Le dossier affirme qu’il est nécessaire de tirer une nouvelle ligne électrique sur 5.5km, depuis la rive nord du pont du Pecq (5), pour répondre à la demande de Carrefour d’un raccordement 7 000kW (soit l’équivalent des compteurs de ~1000 foyers !).

Les ressources consommées, les nuisances (tranchées dans les trottoirs), et la dépense (chiffrée à 0.5M€ – dont 40% à charge de la collectivité) pour créer cette ligne amènent les questions suivantes :

  • Quelle marge pour cette ligne ? – Compatible avec une extension ultérieure – ?
  • Quelle configuration technique aurait permis de l’éviter ? On pense à :
    • Une conception optimisée de l’extension, et rénovation du Carrefour existant (probablement un gouffre énergétique) – en ligne avec le décret du 23 juillet 2019 applicable.
    • Sachant que Carrefour argumente probablement que l’amélioration du bâtiment existant est irréaliste économiquement. Il conviendrait a minima de déduire le coût de cette nouvelle ligne électrique.
    • la réduction du nombre de m² de ce projet, en se limitant au besoin réal local.
    • L’utilisation de la pleine ressource solaire en toiture. NB : le projet prévoit du photovoltaïque sur <20% de la surface de la toiture, et <<10% si on compte le bâtiment existant et les parkings). L’ordre de grandeur du coût, pour couvrir une part significative du besoin étant de 4.5M€ pour 3 000kWc(5), réalisable simplement en recouvrant aussi le parking silo (+12 000m²) d’ombrières solaires.

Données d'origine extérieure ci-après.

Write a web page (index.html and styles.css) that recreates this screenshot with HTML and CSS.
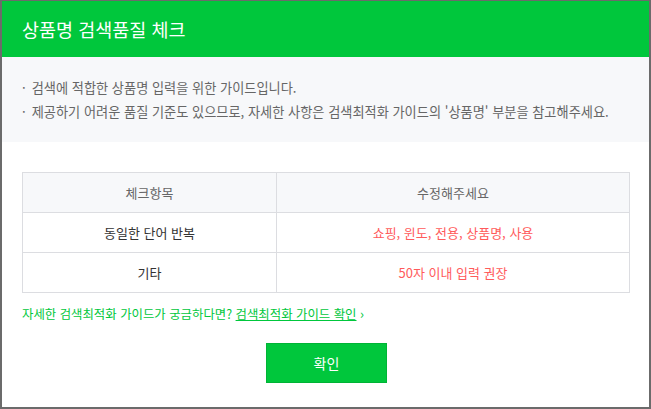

Retour sur investissement de l’ordre de 15ans (pour une durée de vie de 20-30ans).
    • L’ensemble associé à une utilisation intelligente de la ressource (typiquement stockage de froid et recharge des véhicules en phase avec la production).

Conclusion du Focus 1

Le dossier d’enquête publique tente maladroitement de masquer des faiblesses importantes du projet : le bâtiment mise sur l’apparence, avec une ‘rue couverte’ vitrée, gouffre énergétique à climatiser en été. 

Les meilleures réalisations actuelles sont presque 2x plus économes.

Il passe à côté de l’opportunité unique à ce type de bâtiment, de produire une part significative de l’électricité sur place, avec un gain financier sur le long terme. 

Une conception visant la sobriété et maximisant l’autoconsommation aurait pu avoir le bénéfice supplémentaire d’éviter des travaux sur 5.5km de voirie pour tirer une nouvelle ligne électrique.

Notes

  1. PC 16-1 Note thermique récapitulative de l’étude RT2012
  2. Annexe 08 – Etude de faisabilité sur le potentiel de développement en énergies renouvelables
  3. PC 11 – Etude d’impact sur l’environnement, page 49
  4. PC 11 – Etude d’impact sur l’environnement, page 37 
  5. Enedis – Avis du 17-05-2019 reçu le 24-05-2019
  6. Commission de régulation de l’Energie – FÉVRIER 2019 – Coûts et rentabilités du grand photovoltaïque en métropole continentale, page 17 et p24
  7. Dossier CNAC Mars 2021, page 202, et:

1 015 000 KgCO2 / 0.075KgCo2/kwh (moyenne en France)= 13 500 000 KWh/an.